Businesses have to be driven forward with energy and passion and these qualities are essential in sales, so the priority for all business owners is to develop a strong sales process and to dedicate time and resources to its delivery each day. In the first instance you need to focus on the following tasks:-
- Prioritising sales activity – Not the other tasks that seem urgent
- Creating a sales mind-set for both yourself as the leader and your team
- Sales skills are vital – You must know how to sell your product
- Have clear sales goals and targets – review performance against them regularly
- Make your marketing and messages ‘unique’ – Develop a USP
Starting to Sell
High growth success cannot be achieved without a well thought-out offer. Whatever you sell you have to do it with passion and with the genuine belief that what you offer is going to ‘add value’. It must deliver a tangible customer benefit and deliver a solution to meet the needs of the customer.
There are a few key things to remember and put in place before you begin selling. To be a successful sales person you must put yourself in the proper frame of mind and start every working day with your priority and objective being to sell. To achieve this you have to get yourself physically in front of your customer. It is only through practice that you will make progress in sales and close more business, learning to overcome rejection and hurdles. Indeed research shows that on average eight hurdles or objections will be put up before you can win the order.
If you cannot tolerate rejection and summon the courage to ask for the order at every opportunity then sales is not for you, so it is important that you find someone who can if your business is to succeed.
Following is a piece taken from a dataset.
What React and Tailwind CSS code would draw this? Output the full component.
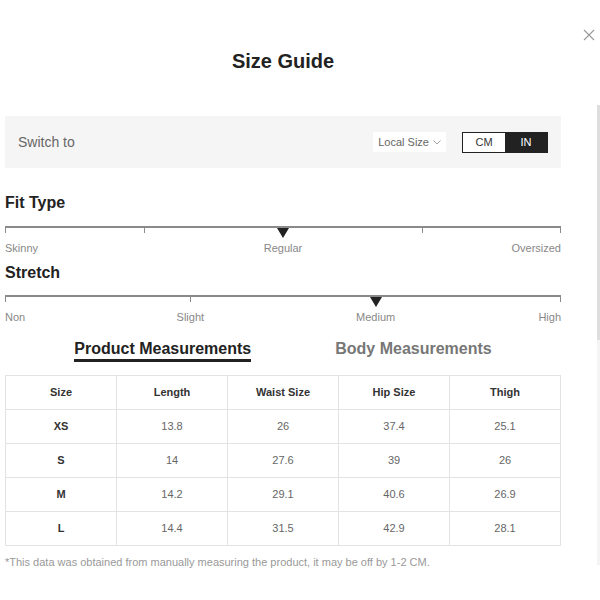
import React, { useState } from "react";

const ROWS = [
  { size: "XS", length: "13.8", waist: "26", hip: "37.4", thigh: "25.1" },
  { size: "S", length: "14", waist: "27.6", hip: "39", thigh: "26" },
  { size: "M", length: "14.2", waist: "29.1", hip: "40.6", thigh: "26.9" },
  { size: "L", length: "14.4", waist: "31.5", hip: "42.9", thigh: "28.1" },
];

function Scale({ ticks, marker, labels }) {
  return (
    <div>
      <div className="relative h-[12px] border-t-2 border-[#8a8a8a]">
        {ticks.map((t) => (
          <span
            key={t}
            className="absolute top-0 h-[5px] w-px bg-[#8a8a8a]"
            style={{ left: `${t * 100}%`, transform: t === 1 ? "translateX(-1px)" : "none" }}
          />
        ))}
        <span
          className="absolute top-0 h-0 w-0 border-x-[6px] border-t-[10px] border-x-transparent border-t-[#222]"
          style={{ left: `${marker * 100}%`, transform: "translateX(-6px)" }}
        />
      </div>
      <div className="relative mt-[2px] h-[14px] text-[11px] text-[#888]">
        {labels.map((l) => (
          <span
            key={l.text}
            className="absolute top-0 whitespace-nowrap"
            style={{
              left: `${l.at * 100}%`,
              transform: l.at === 0 ? "none" : l.at === 1 ? "translateX(-100%)" : "translateX(-50%)",
            }}
          >
            {l.text}
          </span>
        ))}
      </div>
    </div>
  );
}

export default function App() {
  const [unit, setUnit] = useState("IN");
  const [tab, setTab] = useState("product");

  return (
    <div className="relative h-[600px] w-[600px] overflow-hidden bg-white" style={{ fontFamily: '"Liberation Sans", Arial, sans-serif' }}>
      <button className="absolute right-[5px] top-[29px] text-[#999]">
        <svg width="12" height="12" viewBox="0 0 12 12" fill="none" stroke="currentColor" strokeWidth="1.1">
          <path d="M1 1L11 11M11 1L1 11" />
        </svg>
      </button>

      <div className="absolute right-0 top-[105px] flex h-[460px] w-[3px] flex-col bg-[#f4f4f4]">
        <div className="h-[235px] w-full bg-[#dedede]" />
      </div>

      <div className="ml-[5px] w-[556px]">
        <h1 className="pt-[50px] text-center text-[20px] font-bold leading-[23px] text-[#222]">Size Guide</h1>

        <div className="mt-[43px] flex h-[52px] items-center justify-between bg-[#f5f5f5] pl-[13px] pr-[13px]">
          <span className="text-[14px] text-[#666]">Switch to</span>
          <div className="flex items-center">
            <div className="flex h-[20px] items-center gap-[4px] bg-white px-[5px] text-[11px] text-[#666]">
              Local Size
              <svg width="8" height="5" viewBox="0 0 8 5" fill="none" stroke="#999" strokeWidth="0.9">
                <path d="M0.5 0.5L4 4L7.5 0.5" />
              </svg>
            </div>
            <div className="ml-[16px] flex h-[21px] border border-[#222] text-[11px]">
              {["CM", "IN"].map((u) => (
                <button
                  key={u}
                  onClick={() => setUnit(u)}
                  className={`w-[42px] ${unit === u ? "bg-[#222] text-white" : "bg-white text-[#333]"}`}
                >
                  {u}
                </button>
              ))}
            </div>
          </div>
        </div>

        <h2 className="mt-[26px] text-[16px] font-bold leading-[18px] text-[#222]">Fit Type</h2>
        <div className="mt-[14px]">
          <Scale
            ticks={[0, 0.25, 0.75, 1]}
            marker={0.5}
            labels={[
              { text: "Skinny", at: 0 },
              { text: "Regular", at: 0.5 },
              { text: "Oversized", at: 1 },
            ]}
          />
        </div>

        <h2 className="mt-[10px] text-[16px] font-bold leading-[18px] text-[#222]">Stretch</h2>
        <div className="mt-[13px]">
          <Scale
            ticks={[0, 1 / 3, 2 / 3, 1]}
            marker={2 / 3}
            labels={[
              { text: "Non", at: 0 },
              { text: "Slight", at: 1 / 3 },
              { text: "Medium", at: 2 / 3 },
              { text: "High", at: 1 },
            ]}
          />
        </div>

        <div className="mt-[16px] flex justify-center gap-[84px] text-[16px] font-bold">
          <button
            onClick={() => setTab("product")}
            className={`border-b-[3px] leading-[20px] ${tab === "product" ? "border-[#222] text-[#222]" : "border-transparent text-[#777]"}`}
          >
            Product Measurements
          </button>
          <button
            onClick={() => setTab("body")}
            className={`border-b-[3px] leading-[20px] ${tab === "body" ? "border-[#222] text-[#222]" : "border-transparent text-[#777]"}`}
          >
            Body Measurements
          </button>
        </div>

        <table className="mt-[13px] w-full table-fixed border-collapse text-[11px]">
          <thead>
            <tr className="h-[34px]">
              {["Size", "Length", "Waist Size", "Hip Size", "Thigh"].map((h) => (
                <th key={h} className="border border-[#e3e3e3] font-bold text-[#333]">
                  {h}
                </th>
              ))}
            </tr>
          </thead>
          <tbody>
            {ROWS.map((r) => (
              <tr key={r.size} className="h-[34px] text-center">
                <td className="border border-[#e3e3e3] font-bold text-[#333]">{r.size}</td>
                <td className="border border-[#e3e3e3] text-[#666]">{r.length}</td>
                <td className="border border-[#e3e3e3] text-[#666]">{r.waist}</td>
                <td className="border border-[#e3e3e3] text-[#666]">{r.hip}</td>
                <td className="border border-[#e3e3e3] text-[#666]">{r.thigh}</td>
              </tr>
            ))}
          </tbody>
        </table>

        <p className="mt-[8px] text-[11px] text-[#999]">
          *This data was obtained from manually measuring the product, it may be off by 1-2 CM.
        </p>
      </div>
    </div>
  );
}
The characteristics of a successful and effective sales person are:-
Success in selling requires
- Being self-motivated
- Positive attitude
- Eager to keep learning
- Questioning and listening skills
- Pride in the company and its products
- Being organised
The Sales Process
Companies have developed many elaborate tools to track and monitor performance of the sales process. Some are long and others much shorter but in my experience they need to cover a number of key stages. It is so important for business owners to fully understand the sales process and to have detailed knowledge of their product and service to overcome each and every objection that they will encounter. Next up it is vital that you can deliver what is offered reliably and well. Businesses are not built on over-promising and under-delivering, they are built on delivering time and time again, with the objective to exceed customer expectations.
Seven steps of the sale:
- Prospecting – identifying and connecting with your target customers
- Presenting – Thoroughly prepare your pitch to sell yourself and the company
- Recommendation – Once you have all the details recommend your solution
- Negotiation – Gaining agreement for the terms and conditions of delivery
- Ask for the order – Closing can be done as soon as the product and price have been set
- Contract and/or agreement –All relevant paperwork is signed and the order placed
- Invoice and Payment – monitor progress the sale is not complete until you have been paid
Sales skills are not learnt overnight and have to be practised, time and time again as each customer and situation is different. One of the most difficult skills to master is the art of asking the ‘killer questions’ at the right time in the process and then ‘keeping quiet’. By active listening you are inviting your customer to tell you their difficulties and challenges, to flush out their needs and ‘pain points’ which are essential to you providing the right solution and closing the sale.